Planter les graines :
Marie Nahas se met au travail, exploitant ses connaissances financières et recherchant de nouvelles approches à l’agriculture. « Nous avons mené une étude de marché et découvert que beaucoup de gens veulent des produits sans pesticides », dit-elle. Celle-ci demande l’avis d’experts, notamment des consultants européens et des experts en agroécologie.
« J’ai visité la ferme de Nahas avec Paul Wojtkowski, un expert en agroécologie », explique Khaled Sleem. « Nous avons recommandé des solutions agro-écologiques pour augmenter les profits de la ferme. L’une des recommandations était de planter des cultures annuelles ‘d’accompagnement’ qui ne nécessiteraient pas d’intrants monétaires supplémentaires et qui pourraient profiter du même système d’irrigation goutte à goutte utilisé pour les pommiers. Nous avons également recommandé d’introduire des animaux pour la lutte antiparasitaire – des poulets qui mangeraient les insectes nuisibles, des oies et des canards qui réduiraient les mauvaises herbes, tout en fertilisant naturellement la terre et en générant de l’argent à partir de la production d’œufs et de viande ».
Lorsque cette expertise en agroécologie est venue enrichir les connaissances financières de Maria et l’expérience agricole de son père, la famille a pu mettre au point un plan d’action prometteur, avec des applications écologiques et de nombreuses sources de revenus.

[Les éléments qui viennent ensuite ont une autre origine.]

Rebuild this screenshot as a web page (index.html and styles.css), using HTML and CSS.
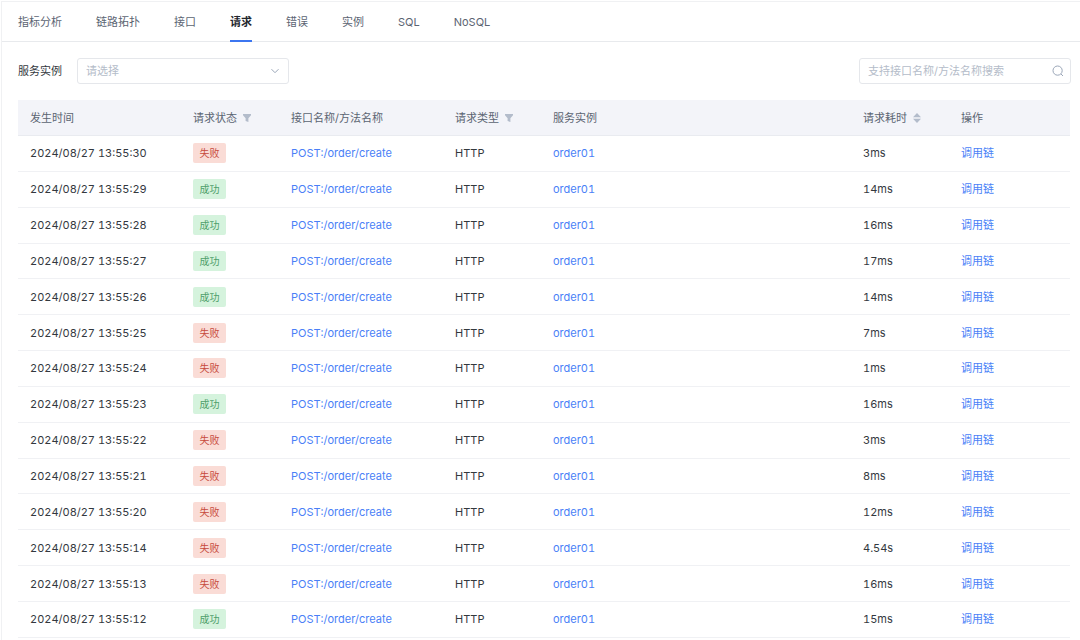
FILE: index.html
```html
<!DOCTYPE html>
<html lang="zh-CN">
<head>
  <meta charset="UTF-8" />
  <meta name="viewport" content="width=device-width, initial-scale=1" />
  <title>请求</title>
  <link rel="stylesheet" href="styles.css">
</head>
<body>
  <main class="panel">
    <nav class="tabs">
      <a href="#metrics">指标分析</a>
      <a href="#topology">链路拓扑</a>
      <a href="#api">接口</a>
      <a href="#request" class="active">请求</a>
      <a href="#error">错误</a>
      <a href="#instance">实例</a>
      <a href="#sql">SQL</a>
      <a href="#nosql">NoSQL</a>
    </nav>

    <form class="toolbar">
      <label for="instance">服务实例</label>
      <div class="field">
        <select id="instance" name="instance">
          <option value="" selected>请选择</option>
          <option value="order01">order01</option>
        </select>
        <svg class="chevron" viewBox="0 0 10 10"><path d="M1.5 3.2 L5 6.7 L8.5 3.2" /></svg>
      </div>
      <div class="field search">
        <input type="text" id="keyword" name="keyword" aria-label="搜索" placeholder="支持接口名称/方法名称搜索" />
        <svg class="magnifier" viewBox="0 0 12 12"><circle cx="5.6" cy="5.6" r="4.6" /><path d="M9 9 L11 11" /></svg>
      </div>
    </form>

    <div class="table-wrap">
      <table>
        <colgroup>
          <col class="col-time" />
          <col class="col-status" />
          <col class="col-api" />
          <col class="col-type" />
          <col />
          <col class="col-cost" />
          <col class="col-action" />
        </colgroup>
        <thead>
          <tr>
            <th>发生时间</th>
            <th>请求状态<svg class="filter" viewBox="0 0 8 8"><path d="M0 0 H8 V1.2 L5.4 4.2 V8 L2.6 7 V4.2 L0 1.2 Z" /></svg></th>
            <th>接口名称/方法名称</th>
            <th>请求类型<svg class="filter" viewBox="0 0 8 8"><path d="M0 0 H8 V1.2 L5.4 4.2 V8 L2.6 7 V4.2 L0 1.2 Z" /></svg></th>
            <th>服务实例</th>
            <th>请求耗时<svg class="sorter" viewBox="0 0 8 10"><path d="M4 0 L8 4.3 H0 Z M0 5.7 H8 L4 10 Z" /></svg></th>
            <th>操作</th>
          </tr>
        </thead>
        <tbody>
          <tr><td>2024/08/27 13:55:30</td><td><span class="tag fail">失败</span></td><td><a href="#">POST:/order/create</a></td><td>HTTP</td><td><a href="#">order01</a></td><td>3ms</td><td><a href="#">调用链</a></td></tr>
          <tr><td>2024/08/27 13:55:29</td><td><span class="tag ok">成功</span></td><td><a href="#">POST:/order/create</a></td><td>HTTP</td><td><a href="#">order01</a></td><td>14ms</td><td><a href="#">调用链</a></td></tr>
          <tr><td>2024/08/27 13:55:28</td><td><span class="tag ok">成功</span></td><td><a href="#">POST:/order/create</a></td><td>HTTP</td><td><a href="#">order01</a></td><td>16ms</td><td><a href="#">调用链</a></td></tr>
          <tr><td>2024/08/27 13:55:27</td><td><span class="tag ok">成功</span></td><td><a href="#">POST:/order/create</a></td><td>HTTP</td><td><a href="#">order01</a></td><td>17ms</td><td><a href="#">调用链</a></td></tr>
          <tr><td>2024/08/27 13:55:26</td><td><span class="tag ok">成功</span></td><td><a href="#">POST:/order/create</a></td><td>HTTP</td><td><a href="#">order01</a></td><td>14ms</td><td><a href="#">调用链</a></td></tr>
          <tr><td>2024/08/27 13:55:25</td><td><span class="tag fail">失败</span></td><td><a href="#">POST:/order/create</a></td><td>HTTP</td><td><a href="#">order01</a></td><td>7ms</td><td><a href="#">调用链</a></td></tr>
          <tr><td>2024/08/27 13:55:24</td><td><span class="tag fail">失败</span></td><td><a href="#">POST:/order/create</a></td><td>HTTP</td><td><a href="#">order01</a></td><td>1ms</td><td><a href="#">调用链</a></td></tr>
          <tr><td>2024/08/27 13:55:23</td><td><span class="tag ok">成功</span></td><td><a href="#">POST:/order/create</a></td><td>HTTP</td><td><a href="#">order01</a></td><td>16ms</td><td><a href="#">调用链</a></td></tr>
          <tr><td>2024/08/27 13:55:22</td><td><span class="tag fail">失败</span></td><td><a href="#">POST:/order/create</a></td><td>HTTP</td><td><a href="#">order01</a></td><td>3ms</td><td><a href="#">调用链</a></td></tr>
          <tr><td>2024/08/27 13:55:21</td><td><span class="tag fail">失败</span></td><td><a href="#">POST:/order/create</a></td><td>HTTP</td><td><a href="#">order01</a></td><td>8ms</td><td><a href="#">调用链</a></td></tr>
          <tr><td>2024/08/27 13:55:20</td><td><span class="tag fail">失败</span></td><td><a href="#">POST:/order/create</a></td><td>HTTP</td><td><a href="#">order01</a></td><td>12ms</td><td><a href="#">调用链</a></td></tr>
          <tr><td>2024/08/27 13:55:14</td><td><span class="tag fail">失败</span></td><td><a href="#">POST:/order/create</a></td><td>HTTP</td><td><a href="#">order01</a></td><td>4.54s</td><td><a href="#">调用链</a></td></tr>
          <tr><td>2024/08/27 13:55:13</td><td><span class="tag fail">失败</span></td><td><a href="#">POST:/order/create</a></td><td>HTTP</td><td><a href="#">order01</a></td><td>16ms</td><td><a href="#">调用链</a></td></tr>
          <tr><td>2024/08/27 13:55:12</td><td><span class="tag ok">成功</span></td><td><a href="#">POST:/order/create</a></td><td>HTTP</td><td><a href="#">order01</a></td><td>15ms</td><td><a href="#">调用链</a></td></tr>
        </tbody>
      </table>
    </div>
  </main>
</body>
</html>
```
FILE: styles.css
```css
* { box-sizing: border-box; margin: 0; padding: 0; }
body {
  font-family: Inter, "Noto Sans CJK SC", sans-serif;
  font-size: 11px;
  line-height: 16px;
  color: #33383e;
  background: #fff;
}
a {
  color: #4a7ff7;
  text-decoration: none;
}
.panel {
  margin: 1px 0 0 1px;
  border-top: 1px solid #f0f1f3;
  border-left: 1px solid #f0f1f3;
  min-height: calc(100vh - 1px);
}

/* tabs */
.tabs {
  display: flex;
  gap: 34px;
  height: 40px;
  padding: 0 16px;
  border-bottom: 1px solid #e8eaed;
}
.tabs a {
  height: 40px;
  line-height: 40px;
  color: #5b6472;
}
.tabs a.active {
  color: #23272e;
  font-weight: 700;
  border-bottom: 2px solid #3c76f0;
}

/* filter row */
.toolbar {
  display: flex;
  align-items: center;
  padding: 16px 9px 16px 16px;
}
.toolbar label {
  margin-right: 15px;
  color: #33383e;
}
.field {
  position: relative;
  width: 212px;
}
.search {
  margin-left: auto;
}
.field select,
.field input {
  display: block;
  width: 100%;
  height: 26px;
  padding: 0 28px 0 8px;
  border: 1px solid #e5e7eb;
  border-radius: 3px;
  background: #fff;
  font: inherit;
  color: #b4bcc9;
  appearance: none;
  outline: none;
}
.field input::placeholder {
  color: #b4bcc9;
}
.field svg {
  position: absolute;
  fill: none;
  stroke: #9aa6b8;
  pointer-events: none;
}
.chevron {
  top: 8px;
  right: 9px;
  width: 10px;
  height: 10px;
}
.magnifier {
  top: 7px;
  right: 7px;
  width: 12px;
  height: 12px;
}

/* request list */
.table-wrap {
  padding: 0 10px 0 16px;
}
table {
  width: 100%;
  height: 538px;
  table-layout: fixed;
  border-collapse: separate;
  border-spacing: 0;
  font-variant-numeric: tabular-nums;
}
.col-time { width: 163px; }
.col-status, .col-type, .col-cost { width: 98px; }
.col-api { width: 164px; }
.col-action { width: 121px; }
th, td {
  padding: 0 12px;
  text-align: left;
  vertical-align: middle;
  white-space: nowrap;
  border-bottom: 1px solid #f0f1f4;
}
th {
  height: 36px;
  font-weight: 400;
  color: #5b6472;
  background: #f3f4f9;
  border-bottom-color: #e9ebf0;
}
.filter, .sorter {
  width: 8px;
  margin-left: 6px;
  fill: #b3bccb;
}
.filter {
  height: 8px;
}
.sorter {
  height: 10px;
  vertical-align: -1px;
}
.tag {
  display: block;
  width: 33px;
  height: 20px;
  line-height: 20px;
  border-radius: 2px;
  font-size: 10px;
  text-align: center;
}
.fail {
  color: #c74a3c;
  background: #fadcd6;
}
.ok {
  color: #4f9f6b;
  background: #d5f3dd;
}
```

Celle-ci ne dépendrait plus d’un seul produit. Si la crise se reproduisait, la famille Nahas serait mieux préparée avec une gamme plus large d’offres. Basma Agricultural Products est né.

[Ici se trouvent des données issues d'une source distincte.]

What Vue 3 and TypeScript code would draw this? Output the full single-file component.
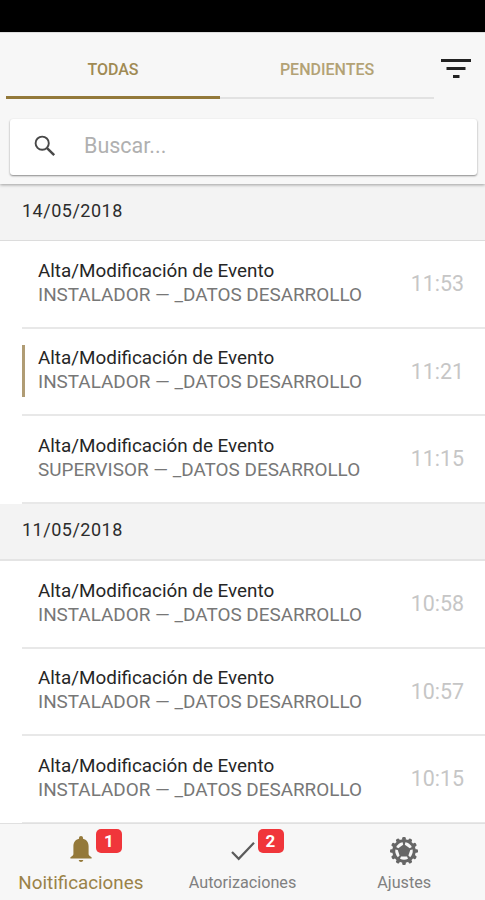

« Notre nouvelle stratégie consiste à appliquer des méthodes agroécologiques et à réduire nos coûts de production afin que nous puissions devenir compétitifs sur le marché européen », explique Maria Nahas. La ferme est en train de passer de la monoculture à la multiculture – en introduisant des cultures complémentaires aux pommes afin d’améliorer le sol et le rendement. « Les plantes comme les haricots, les framboises et le miellat servent d’engrais naturel, et les feuilles et l’ombre qu’elles fournissent peuvent empêcher les mauvaises herbes nuisibles de pousser », explique-t-elle. La diversité des cultures crée une diversité de revenus pour la famille, ce qui rend l’entreprise moins dépendante d’un seul produit en cas de crises futures. Comme dit le proverbe : la famille Nahas ne met plus tous ses œufs dans le même panier. En fait, même les oiseaux se sont diversifiés à la ferme. « Nous avons maintenant une espèce spéciale de canard qui se nourrit d’insectes qui pourraient endommager nos cultures », dit Maria.